Task brief —
Nothing after the line with "import React from" belongs in the copy; extract the lines below from the top through that line, pictures left out.

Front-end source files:

* start *

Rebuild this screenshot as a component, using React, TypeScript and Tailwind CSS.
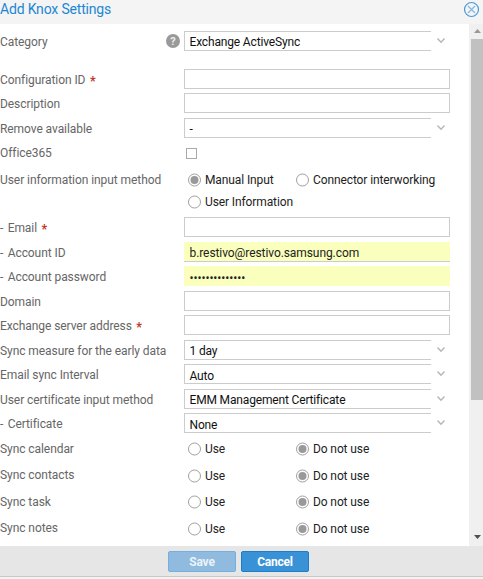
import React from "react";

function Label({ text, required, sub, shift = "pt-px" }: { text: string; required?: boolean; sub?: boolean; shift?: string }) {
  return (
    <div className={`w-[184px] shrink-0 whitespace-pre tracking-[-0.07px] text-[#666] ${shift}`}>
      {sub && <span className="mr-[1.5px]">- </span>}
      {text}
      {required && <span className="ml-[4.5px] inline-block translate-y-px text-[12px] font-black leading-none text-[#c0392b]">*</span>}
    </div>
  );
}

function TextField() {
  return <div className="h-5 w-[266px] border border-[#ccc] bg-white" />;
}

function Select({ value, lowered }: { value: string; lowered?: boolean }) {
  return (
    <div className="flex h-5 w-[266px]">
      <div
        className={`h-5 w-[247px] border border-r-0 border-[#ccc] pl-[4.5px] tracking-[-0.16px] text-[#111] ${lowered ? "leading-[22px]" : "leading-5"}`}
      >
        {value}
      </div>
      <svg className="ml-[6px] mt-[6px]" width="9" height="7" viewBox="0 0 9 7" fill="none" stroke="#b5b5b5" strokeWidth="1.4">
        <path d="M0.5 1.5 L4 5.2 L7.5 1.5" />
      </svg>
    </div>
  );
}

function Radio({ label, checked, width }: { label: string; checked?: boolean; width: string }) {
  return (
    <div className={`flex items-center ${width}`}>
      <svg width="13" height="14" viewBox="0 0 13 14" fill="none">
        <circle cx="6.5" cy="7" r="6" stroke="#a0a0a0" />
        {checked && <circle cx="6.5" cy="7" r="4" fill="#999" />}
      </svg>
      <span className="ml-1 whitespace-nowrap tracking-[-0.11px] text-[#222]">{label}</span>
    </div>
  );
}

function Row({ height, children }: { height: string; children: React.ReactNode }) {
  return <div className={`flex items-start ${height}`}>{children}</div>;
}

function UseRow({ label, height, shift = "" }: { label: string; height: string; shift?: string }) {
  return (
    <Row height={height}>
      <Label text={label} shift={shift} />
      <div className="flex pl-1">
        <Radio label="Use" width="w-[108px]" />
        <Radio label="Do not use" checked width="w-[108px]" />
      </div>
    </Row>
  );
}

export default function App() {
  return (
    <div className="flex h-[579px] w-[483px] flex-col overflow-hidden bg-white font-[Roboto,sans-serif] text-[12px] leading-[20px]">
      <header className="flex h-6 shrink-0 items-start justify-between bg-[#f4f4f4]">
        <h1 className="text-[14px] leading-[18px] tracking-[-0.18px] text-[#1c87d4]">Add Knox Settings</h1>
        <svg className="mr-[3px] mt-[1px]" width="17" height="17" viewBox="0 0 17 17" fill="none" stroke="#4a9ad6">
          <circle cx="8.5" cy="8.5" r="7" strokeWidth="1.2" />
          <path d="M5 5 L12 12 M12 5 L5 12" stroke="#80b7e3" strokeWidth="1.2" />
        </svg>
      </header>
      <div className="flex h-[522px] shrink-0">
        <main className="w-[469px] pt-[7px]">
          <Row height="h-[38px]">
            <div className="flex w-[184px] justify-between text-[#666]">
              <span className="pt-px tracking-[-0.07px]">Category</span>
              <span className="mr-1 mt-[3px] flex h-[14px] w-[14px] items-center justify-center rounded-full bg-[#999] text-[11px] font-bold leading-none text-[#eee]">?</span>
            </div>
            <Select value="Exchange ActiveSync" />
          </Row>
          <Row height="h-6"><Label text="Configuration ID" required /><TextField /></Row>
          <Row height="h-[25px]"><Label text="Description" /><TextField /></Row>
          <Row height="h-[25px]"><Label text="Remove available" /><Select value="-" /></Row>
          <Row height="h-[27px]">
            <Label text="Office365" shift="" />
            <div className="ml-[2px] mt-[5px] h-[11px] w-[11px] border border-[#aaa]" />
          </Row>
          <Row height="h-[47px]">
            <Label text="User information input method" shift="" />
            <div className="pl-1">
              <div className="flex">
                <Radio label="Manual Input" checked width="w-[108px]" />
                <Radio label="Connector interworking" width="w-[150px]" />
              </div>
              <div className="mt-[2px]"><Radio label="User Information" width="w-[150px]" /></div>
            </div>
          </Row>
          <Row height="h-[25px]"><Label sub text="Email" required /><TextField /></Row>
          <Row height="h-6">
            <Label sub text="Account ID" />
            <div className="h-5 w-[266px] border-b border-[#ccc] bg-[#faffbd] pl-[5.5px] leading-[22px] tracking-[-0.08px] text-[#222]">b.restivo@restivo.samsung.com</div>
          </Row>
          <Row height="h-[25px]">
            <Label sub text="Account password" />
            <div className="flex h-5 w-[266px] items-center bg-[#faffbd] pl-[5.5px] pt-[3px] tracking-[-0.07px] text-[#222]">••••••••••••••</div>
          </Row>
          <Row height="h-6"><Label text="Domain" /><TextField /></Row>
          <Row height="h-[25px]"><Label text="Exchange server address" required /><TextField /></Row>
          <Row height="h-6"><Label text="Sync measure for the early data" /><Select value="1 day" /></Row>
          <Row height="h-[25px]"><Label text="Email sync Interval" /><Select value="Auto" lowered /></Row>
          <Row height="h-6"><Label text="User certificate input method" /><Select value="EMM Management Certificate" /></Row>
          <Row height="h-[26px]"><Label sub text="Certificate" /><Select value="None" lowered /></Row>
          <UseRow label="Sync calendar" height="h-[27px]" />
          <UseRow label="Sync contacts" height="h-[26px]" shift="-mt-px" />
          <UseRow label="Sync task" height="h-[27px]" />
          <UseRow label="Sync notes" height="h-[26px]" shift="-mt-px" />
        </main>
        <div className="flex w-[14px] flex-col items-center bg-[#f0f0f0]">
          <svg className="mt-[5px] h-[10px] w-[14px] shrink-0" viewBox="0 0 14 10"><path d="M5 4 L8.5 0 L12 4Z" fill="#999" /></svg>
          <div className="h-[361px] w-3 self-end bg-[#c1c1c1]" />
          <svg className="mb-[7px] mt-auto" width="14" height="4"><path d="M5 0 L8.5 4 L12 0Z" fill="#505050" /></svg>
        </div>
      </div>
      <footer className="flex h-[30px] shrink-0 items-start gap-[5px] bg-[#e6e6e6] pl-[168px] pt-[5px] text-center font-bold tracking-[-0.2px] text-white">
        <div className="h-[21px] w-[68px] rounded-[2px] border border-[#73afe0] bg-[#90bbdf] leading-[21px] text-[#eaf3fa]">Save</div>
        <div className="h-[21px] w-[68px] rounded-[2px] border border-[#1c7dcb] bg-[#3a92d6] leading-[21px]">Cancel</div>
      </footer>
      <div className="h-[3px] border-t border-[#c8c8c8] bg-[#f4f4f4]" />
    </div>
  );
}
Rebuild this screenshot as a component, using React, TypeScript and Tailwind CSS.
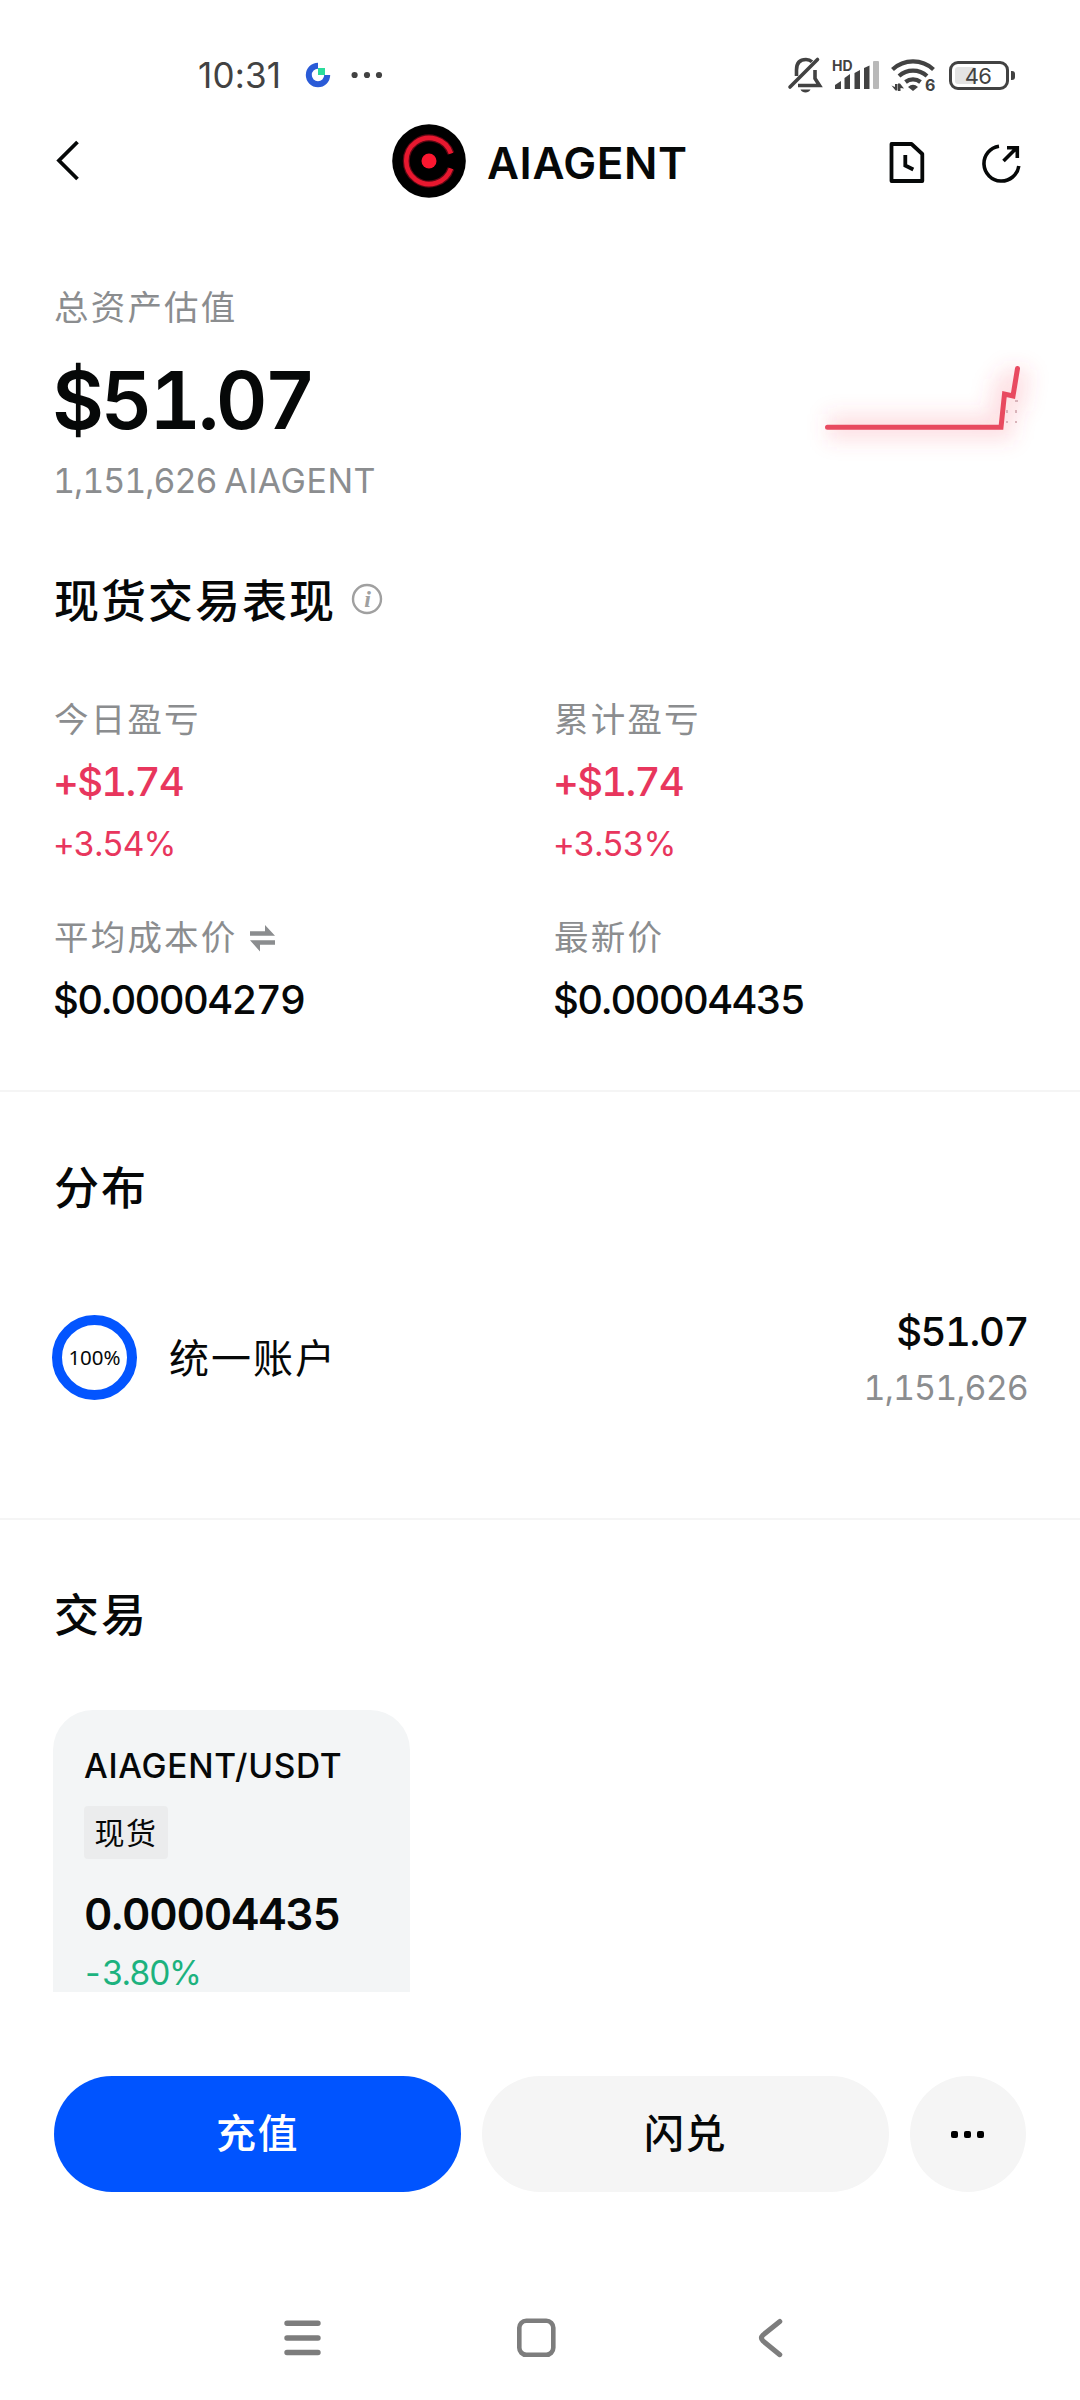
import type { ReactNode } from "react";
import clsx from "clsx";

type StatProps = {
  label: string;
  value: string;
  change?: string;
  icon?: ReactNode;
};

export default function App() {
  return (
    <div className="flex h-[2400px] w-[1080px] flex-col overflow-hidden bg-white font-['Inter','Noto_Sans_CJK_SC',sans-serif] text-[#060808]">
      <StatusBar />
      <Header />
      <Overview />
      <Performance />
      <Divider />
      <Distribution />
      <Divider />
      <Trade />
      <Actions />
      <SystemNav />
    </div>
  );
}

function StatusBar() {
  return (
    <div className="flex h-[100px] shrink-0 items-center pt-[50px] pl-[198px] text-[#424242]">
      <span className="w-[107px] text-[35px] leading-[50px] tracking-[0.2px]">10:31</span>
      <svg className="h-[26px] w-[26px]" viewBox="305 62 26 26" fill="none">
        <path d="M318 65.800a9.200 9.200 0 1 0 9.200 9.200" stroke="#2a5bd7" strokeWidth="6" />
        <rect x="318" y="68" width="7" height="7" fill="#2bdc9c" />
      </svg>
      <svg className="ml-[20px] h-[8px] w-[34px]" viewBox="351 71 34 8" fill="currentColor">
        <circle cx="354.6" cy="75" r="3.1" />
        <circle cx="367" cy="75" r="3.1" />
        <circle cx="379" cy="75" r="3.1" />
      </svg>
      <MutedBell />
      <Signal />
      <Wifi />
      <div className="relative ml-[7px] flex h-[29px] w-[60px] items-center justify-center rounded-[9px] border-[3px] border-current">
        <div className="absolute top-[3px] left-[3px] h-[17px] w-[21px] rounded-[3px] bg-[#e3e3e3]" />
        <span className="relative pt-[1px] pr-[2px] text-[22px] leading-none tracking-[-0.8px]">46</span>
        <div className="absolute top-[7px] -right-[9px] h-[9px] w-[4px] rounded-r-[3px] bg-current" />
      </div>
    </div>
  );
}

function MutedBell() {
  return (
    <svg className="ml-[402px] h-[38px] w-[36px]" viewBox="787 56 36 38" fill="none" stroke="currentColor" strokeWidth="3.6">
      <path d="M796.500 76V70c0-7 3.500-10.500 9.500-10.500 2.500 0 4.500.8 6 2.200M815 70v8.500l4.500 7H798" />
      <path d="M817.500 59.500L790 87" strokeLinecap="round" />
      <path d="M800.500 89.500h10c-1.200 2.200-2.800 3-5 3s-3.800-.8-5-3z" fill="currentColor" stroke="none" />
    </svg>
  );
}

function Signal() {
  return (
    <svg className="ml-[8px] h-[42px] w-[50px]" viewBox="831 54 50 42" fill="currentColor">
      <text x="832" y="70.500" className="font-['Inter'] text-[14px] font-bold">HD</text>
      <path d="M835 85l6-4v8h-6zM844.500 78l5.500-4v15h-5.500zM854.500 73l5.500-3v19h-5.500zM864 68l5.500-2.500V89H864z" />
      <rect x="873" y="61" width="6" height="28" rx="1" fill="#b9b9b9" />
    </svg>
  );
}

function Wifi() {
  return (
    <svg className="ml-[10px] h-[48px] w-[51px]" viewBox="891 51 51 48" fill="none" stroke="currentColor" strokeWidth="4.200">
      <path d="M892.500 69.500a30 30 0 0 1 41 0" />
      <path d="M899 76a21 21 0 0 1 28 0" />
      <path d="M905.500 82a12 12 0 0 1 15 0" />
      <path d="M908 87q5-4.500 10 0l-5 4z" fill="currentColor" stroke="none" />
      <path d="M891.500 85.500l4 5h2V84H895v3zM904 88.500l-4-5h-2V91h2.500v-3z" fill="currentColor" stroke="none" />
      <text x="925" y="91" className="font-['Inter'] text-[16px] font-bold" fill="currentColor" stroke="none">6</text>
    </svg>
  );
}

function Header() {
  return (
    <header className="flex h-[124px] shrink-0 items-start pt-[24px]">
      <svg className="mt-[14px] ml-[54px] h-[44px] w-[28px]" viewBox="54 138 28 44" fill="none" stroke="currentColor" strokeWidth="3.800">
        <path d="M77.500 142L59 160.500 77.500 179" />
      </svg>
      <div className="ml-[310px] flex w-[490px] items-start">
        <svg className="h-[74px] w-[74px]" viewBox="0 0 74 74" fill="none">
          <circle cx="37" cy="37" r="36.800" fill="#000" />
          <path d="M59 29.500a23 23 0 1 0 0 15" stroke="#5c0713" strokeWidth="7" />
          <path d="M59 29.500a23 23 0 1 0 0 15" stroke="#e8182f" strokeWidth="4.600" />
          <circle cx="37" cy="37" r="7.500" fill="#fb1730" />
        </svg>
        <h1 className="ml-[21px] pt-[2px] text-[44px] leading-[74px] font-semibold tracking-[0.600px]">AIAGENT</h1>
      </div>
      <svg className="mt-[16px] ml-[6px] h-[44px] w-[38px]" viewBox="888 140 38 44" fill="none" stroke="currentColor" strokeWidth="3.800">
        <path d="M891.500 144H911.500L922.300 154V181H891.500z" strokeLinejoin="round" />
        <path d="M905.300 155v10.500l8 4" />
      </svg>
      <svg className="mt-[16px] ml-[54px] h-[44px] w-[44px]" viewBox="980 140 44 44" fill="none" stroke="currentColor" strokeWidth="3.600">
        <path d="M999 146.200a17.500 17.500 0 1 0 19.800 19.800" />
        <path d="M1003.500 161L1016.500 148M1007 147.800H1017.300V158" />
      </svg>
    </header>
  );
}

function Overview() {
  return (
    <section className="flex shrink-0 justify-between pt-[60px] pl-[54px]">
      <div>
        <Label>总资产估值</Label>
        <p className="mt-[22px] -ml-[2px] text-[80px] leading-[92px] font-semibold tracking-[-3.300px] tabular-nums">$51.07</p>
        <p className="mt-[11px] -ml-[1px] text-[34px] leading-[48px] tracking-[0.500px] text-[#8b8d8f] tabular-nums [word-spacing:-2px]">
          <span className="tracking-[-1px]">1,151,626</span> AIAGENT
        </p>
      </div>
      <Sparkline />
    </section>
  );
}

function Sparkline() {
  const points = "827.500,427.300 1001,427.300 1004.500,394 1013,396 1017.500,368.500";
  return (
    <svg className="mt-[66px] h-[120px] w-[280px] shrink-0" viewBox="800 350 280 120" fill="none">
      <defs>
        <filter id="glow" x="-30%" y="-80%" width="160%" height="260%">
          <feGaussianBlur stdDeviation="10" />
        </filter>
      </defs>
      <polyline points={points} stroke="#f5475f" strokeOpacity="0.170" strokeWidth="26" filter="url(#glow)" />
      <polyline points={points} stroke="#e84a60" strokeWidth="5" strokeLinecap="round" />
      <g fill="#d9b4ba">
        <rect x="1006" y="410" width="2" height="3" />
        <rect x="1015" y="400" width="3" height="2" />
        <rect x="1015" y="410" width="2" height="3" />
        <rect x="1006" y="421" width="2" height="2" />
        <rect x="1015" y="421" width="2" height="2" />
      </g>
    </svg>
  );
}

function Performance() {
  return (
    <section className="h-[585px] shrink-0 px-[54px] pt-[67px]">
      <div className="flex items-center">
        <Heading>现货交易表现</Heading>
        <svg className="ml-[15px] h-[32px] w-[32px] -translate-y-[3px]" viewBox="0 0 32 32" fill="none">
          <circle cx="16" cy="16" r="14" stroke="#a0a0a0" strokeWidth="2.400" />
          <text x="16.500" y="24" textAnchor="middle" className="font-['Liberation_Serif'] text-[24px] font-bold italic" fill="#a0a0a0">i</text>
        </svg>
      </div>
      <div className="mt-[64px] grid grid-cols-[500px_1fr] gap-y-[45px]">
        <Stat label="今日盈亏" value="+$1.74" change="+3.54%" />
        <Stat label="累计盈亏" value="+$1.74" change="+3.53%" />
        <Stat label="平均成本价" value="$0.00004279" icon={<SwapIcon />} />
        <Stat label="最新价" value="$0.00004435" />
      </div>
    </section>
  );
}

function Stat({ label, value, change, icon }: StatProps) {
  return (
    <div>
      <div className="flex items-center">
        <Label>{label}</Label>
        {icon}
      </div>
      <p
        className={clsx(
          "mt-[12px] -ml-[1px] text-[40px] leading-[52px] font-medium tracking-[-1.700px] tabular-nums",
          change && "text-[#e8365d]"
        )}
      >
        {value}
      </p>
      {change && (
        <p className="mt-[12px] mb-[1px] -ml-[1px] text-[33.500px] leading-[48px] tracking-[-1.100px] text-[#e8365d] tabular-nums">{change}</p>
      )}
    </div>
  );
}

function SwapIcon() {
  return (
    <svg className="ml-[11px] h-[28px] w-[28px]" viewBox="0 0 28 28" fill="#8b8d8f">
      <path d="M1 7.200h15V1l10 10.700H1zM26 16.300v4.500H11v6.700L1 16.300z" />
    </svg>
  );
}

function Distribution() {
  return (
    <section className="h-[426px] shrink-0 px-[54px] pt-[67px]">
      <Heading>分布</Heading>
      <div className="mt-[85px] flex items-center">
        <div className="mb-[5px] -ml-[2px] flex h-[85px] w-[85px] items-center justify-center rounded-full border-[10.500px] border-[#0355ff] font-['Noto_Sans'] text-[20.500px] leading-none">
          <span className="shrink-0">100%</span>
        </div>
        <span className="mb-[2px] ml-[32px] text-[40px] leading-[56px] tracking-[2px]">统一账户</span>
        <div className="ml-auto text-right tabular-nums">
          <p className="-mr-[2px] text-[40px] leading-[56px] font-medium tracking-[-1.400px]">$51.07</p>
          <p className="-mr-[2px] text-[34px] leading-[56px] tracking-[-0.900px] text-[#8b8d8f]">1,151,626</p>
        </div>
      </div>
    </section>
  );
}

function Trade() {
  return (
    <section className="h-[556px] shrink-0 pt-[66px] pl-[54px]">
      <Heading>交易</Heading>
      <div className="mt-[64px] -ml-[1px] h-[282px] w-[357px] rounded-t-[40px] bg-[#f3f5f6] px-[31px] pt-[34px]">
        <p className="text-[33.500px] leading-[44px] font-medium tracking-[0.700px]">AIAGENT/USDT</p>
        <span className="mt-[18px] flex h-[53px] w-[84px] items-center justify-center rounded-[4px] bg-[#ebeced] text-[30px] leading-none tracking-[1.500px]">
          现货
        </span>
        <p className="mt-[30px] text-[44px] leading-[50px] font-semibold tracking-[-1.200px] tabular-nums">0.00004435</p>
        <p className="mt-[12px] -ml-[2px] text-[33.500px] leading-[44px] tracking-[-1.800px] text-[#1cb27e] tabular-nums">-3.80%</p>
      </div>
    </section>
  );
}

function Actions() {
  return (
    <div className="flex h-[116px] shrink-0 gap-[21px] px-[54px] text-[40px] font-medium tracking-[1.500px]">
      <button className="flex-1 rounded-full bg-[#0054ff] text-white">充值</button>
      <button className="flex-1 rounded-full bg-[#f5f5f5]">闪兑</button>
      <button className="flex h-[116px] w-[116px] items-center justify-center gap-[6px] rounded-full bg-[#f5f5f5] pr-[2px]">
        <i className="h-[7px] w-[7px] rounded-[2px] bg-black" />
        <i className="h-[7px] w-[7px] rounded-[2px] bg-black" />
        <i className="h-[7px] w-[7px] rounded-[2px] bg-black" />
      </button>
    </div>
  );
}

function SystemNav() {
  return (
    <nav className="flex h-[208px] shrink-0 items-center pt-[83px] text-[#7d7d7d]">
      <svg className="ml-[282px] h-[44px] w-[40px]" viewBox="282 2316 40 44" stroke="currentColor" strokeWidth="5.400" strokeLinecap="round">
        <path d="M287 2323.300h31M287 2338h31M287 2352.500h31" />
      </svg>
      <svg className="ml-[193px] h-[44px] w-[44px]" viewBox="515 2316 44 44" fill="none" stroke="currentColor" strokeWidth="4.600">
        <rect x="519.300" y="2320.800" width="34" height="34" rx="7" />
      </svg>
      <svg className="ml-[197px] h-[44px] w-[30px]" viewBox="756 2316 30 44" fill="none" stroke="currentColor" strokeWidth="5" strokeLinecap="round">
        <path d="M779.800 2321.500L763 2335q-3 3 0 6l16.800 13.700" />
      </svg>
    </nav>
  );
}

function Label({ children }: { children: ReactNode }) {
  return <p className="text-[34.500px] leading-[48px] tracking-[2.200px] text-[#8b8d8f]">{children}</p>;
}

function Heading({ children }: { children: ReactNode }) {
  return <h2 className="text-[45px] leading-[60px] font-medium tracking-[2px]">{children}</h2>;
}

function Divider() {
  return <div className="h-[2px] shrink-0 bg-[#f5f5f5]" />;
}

* end *

Answer below —
Rebuild this screenshot as a component, using React, TypeScript and Tailwind CSS.
import React from "react";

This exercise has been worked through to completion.